## [Problem requirements]
Find all lines in the records that include the word "components", and copy them out.

Entries with page source code:
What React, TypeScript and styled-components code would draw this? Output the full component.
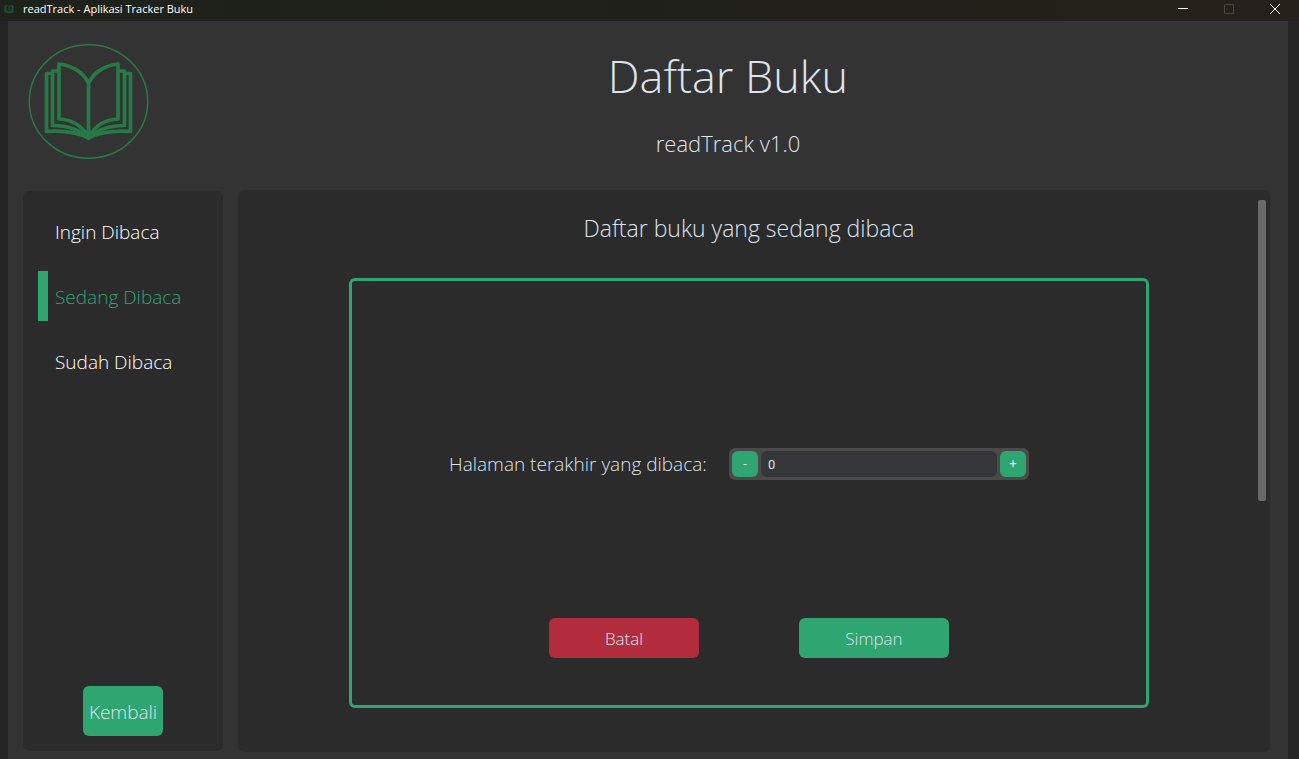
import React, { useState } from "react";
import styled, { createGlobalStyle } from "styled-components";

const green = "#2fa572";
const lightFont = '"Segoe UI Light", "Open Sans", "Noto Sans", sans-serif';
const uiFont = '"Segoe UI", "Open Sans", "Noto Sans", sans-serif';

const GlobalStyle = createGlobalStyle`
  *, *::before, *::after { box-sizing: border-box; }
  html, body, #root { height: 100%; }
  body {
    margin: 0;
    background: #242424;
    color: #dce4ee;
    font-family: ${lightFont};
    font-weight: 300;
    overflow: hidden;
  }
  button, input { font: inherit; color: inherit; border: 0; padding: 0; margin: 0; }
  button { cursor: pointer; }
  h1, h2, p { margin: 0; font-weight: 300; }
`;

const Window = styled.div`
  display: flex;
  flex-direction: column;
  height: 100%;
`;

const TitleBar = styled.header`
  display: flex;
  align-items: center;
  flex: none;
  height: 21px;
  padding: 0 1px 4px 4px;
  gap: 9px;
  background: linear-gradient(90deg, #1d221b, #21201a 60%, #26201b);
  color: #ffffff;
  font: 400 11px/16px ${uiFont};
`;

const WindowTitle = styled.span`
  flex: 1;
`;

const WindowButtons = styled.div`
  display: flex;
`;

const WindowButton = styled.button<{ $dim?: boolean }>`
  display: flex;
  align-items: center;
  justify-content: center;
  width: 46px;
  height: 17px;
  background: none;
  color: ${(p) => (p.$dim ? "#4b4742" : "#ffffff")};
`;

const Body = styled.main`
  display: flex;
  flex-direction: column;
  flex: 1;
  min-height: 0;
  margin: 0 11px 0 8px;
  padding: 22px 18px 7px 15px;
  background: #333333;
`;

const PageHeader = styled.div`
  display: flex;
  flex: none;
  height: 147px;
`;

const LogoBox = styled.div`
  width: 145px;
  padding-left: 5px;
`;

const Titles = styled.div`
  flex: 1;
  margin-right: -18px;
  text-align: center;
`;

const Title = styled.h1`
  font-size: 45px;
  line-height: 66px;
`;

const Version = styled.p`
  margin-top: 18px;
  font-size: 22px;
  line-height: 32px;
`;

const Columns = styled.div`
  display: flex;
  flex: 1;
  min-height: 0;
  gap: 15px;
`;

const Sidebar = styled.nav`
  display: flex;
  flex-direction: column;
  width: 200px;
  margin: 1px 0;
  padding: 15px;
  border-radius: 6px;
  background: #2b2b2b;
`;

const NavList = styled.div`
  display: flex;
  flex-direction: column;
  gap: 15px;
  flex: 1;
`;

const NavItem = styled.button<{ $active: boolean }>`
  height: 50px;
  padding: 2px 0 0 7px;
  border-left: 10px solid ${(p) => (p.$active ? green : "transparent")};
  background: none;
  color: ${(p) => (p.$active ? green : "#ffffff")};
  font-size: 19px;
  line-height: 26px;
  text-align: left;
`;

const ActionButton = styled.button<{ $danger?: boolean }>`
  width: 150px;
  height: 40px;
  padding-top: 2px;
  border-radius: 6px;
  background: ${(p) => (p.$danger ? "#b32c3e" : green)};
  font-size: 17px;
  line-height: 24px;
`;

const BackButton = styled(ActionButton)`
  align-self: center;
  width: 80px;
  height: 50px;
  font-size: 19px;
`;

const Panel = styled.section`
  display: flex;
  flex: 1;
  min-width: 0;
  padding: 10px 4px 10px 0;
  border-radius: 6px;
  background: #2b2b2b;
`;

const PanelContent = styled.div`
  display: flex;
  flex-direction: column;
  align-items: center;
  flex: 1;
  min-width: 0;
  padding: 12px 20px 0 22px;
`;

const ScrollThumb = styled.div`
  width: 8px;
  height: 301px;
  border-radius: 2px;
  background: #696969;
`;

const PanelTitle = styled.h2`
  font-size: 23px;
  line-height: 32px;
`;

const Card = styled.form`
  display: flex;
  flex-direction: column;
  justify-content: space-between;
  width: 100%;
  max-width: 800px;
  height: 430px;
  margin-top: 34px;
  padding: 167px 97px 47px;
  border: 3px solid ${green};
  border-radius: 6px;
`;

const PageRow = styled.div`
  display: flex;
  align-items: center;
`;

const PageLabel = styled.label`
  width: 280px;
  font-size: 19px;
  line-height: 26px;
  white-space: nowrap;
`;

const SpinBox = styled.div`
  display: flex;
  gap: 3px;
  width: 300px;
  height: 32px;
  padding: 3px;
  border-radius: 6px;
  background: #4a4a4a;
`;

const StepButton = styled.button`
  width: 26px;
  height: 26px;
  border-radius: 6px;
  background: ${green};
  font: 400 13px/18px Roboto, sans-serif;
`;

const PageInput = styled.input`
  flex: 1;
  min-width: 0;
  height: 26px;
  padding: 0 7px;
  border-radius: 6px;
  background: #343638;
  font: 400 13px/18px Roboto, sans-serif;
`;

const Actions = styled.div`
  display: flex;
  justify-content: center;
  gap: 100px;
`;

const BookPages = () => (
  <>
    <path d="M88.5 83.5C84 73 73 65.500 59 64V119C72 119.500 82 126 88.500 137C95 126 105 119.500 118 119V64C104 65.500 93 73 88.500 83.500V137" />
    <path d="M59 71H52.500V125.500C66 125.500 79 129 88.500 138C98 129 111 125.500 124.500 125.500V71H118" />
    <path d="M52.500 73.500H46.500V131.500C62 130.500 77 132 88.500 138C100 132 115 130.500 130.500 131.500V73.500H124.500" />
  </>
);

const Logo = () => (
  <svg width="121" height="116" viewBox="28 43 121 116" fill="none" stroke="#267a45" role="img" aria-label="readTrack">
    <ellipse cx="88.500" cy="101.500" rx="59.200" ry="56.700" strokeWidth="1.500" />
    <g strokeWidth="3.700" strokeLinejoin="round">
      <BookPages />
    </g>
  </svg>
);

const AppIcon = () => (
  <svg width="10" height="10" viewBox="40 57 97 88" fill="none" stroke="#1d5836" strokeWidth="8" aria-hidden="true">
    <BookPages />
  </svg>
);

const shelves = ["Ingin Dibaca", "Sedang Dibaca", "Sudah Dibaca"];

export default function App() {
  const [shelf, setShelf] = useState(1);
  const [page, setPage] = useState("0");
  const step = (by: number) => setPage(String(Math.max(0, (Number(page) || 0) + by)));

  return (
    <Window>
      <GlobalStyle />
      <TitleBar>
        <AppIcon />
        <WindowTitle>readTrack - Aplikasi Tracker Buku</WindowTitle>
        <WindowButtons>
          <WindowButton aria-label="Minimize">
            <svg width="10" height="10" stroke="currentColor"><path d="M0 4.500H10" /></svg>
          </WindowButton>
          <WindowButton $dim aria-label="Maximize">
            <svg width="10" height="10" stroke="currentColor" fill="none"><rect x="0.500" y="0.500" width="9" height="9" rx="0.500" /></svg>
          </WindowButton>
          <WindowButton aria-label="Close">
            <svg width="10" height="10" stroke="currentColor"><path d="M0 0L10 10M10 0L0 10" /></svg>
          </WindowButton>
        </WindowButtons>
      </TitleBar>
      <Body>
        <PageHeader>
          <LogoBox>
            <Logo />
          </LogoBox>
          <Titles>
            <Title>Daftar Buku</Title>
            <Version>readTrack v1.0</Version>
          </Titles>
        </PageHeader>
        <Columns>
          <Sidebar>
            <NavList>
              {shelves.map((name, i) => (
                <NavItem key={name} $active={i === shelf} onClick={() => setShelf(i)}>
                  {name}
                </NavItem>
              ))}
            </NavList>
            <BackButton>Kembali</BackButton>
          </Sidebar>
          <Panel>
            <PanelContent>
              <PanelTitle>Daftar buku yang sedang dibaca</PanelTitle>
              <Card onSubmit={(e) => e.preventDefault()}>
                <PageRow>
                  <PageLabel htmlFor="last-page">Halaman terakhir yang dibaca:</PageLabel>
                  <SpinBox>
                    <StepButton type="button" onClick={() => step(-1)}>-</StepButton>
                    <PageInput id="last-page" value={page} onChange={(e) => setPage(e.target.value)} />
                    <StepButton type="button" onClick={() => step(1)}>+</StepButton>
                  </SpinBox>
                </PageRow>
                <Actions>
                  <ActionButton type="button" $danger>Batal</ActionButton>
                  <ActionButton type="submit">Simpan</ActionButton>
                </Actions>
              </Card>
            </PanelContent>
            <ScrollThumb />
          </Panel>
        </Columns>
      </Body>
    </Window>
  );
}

...

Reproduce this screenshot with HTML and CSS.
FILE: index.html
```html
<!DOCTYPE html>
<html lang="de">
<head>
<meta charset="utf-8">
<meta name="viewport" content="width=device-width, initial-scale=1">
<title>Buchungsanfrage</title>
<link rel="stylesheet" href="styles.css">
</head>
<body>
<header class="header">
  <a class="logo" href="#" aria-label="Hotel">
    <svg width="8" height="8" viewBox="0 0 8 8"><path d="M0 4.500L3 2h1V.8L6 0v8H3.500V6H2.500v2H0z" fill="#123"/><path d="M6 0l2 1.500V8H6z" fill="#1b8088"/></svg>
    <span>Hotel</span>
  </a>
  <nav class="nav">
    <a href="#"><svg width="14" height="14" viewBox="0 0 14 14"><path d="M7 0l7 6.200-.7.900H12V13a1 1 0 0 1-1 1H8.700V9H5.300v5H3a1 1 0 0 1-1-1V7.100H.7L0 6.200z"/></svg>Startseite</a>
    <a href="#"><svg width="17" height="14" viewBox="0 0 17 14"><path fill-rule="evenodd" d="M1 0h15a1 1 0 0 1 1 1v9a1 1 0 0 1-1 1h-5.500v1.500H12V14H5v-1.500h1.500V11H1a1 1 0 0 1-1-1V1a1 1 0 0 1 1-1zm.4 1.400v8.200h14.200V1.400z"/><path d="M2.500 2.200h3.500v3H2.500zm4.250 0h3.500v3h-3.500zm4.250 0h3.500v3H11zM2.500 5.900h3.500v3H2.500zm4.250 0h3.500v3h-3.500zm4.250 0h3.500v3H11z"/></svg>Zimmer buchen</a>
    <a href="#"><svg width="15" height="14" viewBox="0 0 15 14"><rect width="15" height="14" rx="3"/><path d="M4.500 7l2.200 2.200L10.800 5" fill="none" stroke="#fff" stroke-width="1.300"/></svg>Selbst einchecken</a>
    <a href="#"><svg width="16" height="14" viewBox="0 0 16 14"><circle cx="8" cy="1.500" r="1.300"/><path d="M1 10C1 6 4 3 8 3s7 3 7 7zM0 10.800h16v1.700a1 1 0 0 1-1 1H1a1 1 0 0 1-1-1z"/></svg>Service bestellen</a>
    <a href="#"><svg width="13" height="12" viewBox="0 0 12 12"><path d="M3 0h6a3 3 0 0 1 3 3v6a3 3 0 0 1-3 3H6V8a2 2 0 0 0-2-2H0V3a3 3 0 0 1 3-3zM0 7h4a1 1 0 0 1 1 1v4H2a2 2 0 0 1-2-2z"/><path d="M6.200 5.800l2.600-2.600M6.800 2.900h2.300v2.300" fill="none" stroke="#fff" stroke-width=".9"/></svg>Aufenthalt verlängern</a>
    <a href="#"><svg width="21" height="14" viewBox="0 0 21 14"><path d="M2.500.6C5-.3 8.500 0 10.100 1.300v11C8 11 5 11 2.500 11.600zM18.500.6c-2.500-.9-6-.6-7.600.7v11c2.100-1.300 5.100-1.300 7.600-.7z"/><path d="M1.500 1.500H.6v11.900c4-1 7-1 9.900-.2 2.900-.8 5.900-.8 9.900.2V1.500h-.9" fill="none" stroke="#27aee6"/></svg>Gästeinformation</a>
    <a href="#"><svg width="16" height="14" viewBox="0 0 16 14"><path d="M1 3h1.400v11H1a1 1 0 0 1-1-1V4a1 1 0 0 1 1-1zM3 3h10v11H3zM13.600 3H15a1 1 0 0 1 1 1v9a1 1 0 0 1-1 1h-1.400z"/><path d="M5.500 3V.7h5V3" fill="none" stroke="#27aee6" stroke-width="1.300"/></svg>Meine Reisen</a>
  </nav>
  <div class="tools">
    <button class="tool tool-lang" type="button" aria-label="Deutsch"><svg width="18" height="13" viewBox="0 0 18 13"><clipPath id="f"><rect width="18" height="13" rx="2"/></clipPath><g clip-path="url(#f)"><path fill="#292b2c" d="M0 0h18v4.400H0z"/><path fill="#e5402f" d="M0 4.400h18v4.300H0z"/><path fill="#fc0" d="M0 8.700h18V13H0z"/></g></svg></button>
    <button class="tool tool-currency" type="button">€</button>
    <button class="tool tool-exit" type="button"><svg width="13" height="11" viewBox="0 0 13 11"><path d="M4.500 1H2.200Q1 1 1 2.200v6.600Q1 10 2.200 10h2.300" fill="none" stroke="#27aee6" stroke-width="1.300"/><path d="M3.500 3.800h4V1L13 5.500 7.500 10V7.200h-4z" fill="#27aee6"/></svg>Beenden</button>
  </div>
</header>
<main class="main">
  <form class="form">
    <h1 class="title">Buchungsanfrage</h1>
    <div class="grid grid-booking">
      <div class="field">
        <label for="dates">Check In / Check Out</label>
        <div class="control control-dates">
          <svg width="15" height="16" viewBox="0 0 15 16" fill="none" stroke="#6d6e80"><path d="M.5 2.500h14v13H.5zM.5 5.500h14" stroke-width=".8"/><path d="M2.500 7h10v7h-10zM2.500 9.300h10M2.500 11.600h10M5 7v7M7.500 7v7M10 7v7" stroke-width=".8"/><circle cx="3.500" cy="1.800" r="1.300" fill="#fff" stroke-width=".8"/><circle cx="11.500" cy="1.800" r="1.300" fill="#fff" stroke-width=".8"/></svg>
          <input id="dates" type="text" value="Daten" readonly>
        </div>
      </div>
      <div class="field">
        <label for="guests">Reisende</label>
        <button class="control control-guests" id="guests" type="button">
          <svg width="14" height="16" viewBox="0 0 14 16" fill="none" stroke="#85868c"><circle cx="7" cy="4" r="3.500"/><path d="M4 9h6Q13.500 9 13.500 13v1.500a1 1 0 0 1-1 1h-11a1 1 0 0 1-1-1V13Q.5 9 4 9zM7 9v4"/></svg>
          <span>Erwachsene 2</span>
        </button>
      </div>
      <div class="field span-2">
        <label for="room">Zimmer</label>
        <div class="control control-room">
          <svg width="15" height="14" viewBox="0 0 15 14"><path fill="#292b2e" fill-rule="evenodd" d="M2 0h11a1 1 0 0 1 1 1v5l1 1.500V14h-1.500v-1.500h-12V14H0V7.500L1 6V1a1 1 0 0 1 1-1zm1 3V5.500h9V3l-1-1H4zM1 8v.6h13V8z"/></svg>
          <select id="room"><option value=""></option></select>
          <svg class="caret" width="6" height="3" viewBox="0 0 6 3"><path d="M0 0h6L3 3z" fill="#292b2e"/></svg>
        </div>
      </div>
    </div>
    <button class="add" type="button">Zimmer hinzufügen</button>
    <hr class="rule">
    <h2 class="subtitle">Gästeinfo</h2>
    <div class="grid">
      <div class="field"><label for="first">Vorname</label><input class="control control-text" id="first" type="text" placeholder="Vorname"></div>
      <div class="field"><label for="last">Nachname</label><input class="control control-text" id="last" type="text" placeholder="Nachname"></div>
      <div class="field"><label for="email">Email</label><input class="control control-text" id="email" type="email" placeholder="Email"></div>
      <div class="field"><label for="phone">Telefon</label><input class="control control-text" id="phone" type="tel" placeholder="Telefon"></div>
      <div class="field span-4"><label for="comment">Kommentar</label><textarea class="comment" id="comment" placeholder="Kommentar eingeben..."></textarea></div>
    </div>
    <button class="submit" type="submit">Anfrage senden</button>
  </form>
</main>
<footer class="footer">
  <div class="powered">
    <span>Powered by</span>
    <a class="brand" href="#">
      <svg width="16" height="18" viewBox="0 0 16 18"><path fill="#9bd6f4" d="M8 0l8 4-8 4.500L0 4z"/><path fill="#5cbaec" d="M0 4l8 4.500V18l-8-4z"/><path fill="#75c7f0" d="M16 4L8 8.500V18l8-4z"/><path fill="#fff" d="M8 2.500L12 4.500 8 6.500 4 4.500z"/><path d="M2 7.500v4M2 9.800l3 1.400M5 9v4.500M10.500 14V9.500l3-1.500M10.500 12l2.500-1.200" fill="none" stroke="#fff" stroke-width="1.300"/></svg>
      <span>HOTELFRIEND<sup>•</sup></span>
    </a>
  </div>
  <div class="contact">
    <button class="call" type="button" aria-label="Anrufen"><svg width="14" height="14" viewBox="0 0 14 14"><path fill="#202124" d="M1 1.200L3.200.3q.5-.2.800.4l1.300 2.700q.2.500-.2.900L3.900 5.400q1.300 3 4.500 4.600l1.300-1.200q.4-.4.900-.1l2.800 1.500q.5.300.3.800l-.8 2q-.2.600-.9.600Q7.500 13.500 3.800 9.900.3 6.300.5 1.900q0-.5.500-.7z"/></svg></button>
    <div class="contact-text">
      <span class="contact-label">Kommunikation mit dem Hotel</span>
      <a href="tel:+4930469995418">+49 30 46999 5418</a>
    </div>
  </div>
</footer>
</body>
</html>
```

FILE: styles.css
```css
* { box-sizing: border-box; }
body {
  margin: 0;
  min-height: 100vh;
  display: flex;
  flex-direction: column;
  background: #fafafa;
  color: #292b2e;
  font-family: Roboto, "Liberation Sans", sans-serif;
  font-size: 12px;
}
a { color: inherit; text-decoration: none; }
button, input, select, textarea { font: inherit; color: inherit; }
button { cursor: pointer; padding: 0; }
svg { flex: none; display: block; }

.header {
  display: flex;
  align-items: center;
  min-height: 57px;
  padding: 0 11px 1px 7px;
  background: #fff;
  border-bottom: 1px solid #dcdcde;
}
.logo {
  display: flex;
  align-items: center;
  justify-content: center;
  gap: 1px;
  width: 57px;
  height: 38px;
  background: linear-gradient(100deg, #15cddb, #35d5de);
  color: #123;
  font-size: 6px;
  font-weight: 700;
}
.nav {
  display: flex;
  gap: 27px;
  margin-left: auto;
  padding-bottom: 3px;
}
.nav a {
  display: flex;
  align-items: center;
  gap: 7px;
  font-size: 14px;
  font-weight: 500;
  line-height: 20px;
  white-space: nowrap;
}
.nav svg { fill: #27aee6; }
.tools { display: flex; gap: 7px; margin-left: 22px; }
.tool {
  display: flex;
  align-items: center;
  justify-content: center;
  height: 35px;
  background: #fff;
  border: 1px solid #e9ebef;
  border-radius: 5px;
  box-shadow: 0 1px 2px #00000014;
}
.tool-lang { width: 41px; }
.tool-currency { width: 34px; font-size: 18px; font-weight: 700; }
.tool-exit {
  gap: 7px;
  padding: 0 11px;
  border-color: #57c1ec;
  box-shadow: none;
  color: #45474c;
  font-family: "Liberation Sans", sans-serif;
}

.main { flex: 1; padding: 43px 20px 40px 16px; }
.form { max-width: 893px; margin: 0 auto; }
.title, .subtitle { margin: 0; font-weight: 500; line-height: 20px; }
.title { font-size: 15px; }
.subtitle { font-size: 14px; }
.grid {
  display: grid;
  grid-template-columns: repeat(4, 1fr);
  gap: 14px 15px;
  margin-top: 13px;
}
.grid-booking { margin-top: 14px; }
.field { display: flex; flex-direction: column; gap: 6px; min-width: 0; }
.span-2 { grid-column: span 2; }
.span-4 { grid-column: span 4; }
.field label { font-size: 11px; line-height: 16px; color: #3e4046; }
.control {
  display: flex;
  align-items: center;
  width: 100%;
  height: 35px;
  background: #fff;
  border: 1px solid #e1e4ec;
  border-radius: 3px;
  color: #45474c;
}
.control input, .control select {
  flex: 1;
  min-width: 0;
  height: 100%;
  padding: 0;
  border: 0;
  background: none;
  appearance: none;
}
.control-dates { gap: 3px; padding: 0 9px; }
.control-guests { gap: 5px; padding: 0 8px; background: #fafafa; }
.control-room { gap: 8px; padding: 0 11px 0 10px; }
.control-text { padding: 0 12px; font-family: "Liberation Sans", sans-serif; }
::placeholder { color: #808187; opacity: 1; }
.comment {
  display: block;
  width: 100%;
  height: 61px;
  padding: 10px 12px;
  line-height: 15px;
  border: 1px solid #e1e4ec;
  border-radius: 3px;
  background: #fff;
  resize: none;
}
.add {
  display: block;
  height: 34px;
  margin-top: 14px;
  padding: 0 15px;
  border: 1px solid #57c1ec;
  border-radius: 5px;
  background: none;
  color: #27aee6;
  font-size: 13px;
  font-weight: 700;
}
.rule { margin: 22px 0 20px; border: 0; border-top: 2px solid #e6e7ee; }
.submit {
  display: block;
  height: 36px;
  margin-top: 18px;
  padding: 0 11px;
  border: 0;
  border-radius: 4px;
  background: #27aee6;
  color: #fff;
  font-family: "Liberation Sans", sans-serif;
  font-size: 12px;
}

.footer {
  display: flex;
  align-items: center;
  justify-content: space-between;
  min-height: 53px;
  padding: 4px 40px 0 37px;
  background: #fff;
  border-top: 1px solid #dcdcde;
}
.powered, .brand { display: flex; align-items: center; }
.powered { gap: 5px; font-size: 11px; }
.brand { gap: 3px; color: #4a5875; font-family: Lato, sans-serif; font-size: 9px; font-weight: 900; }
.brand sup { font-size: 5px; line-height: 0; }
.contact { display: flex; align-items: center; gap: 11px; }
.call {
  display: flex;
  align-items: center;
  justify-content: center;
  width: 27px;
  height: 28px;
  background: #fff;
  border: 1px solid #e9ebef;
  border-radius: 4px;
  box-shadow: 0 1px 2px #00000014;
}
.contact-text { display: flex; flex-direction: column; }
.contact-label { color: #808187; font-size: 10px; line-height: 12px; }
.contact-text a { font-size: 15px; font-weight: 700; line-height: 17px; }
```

## [Solution below]
What React, TypeScript and styled-components code would draw this? Output the full component.
import styled, { createGlobalStyle } from "styled-components";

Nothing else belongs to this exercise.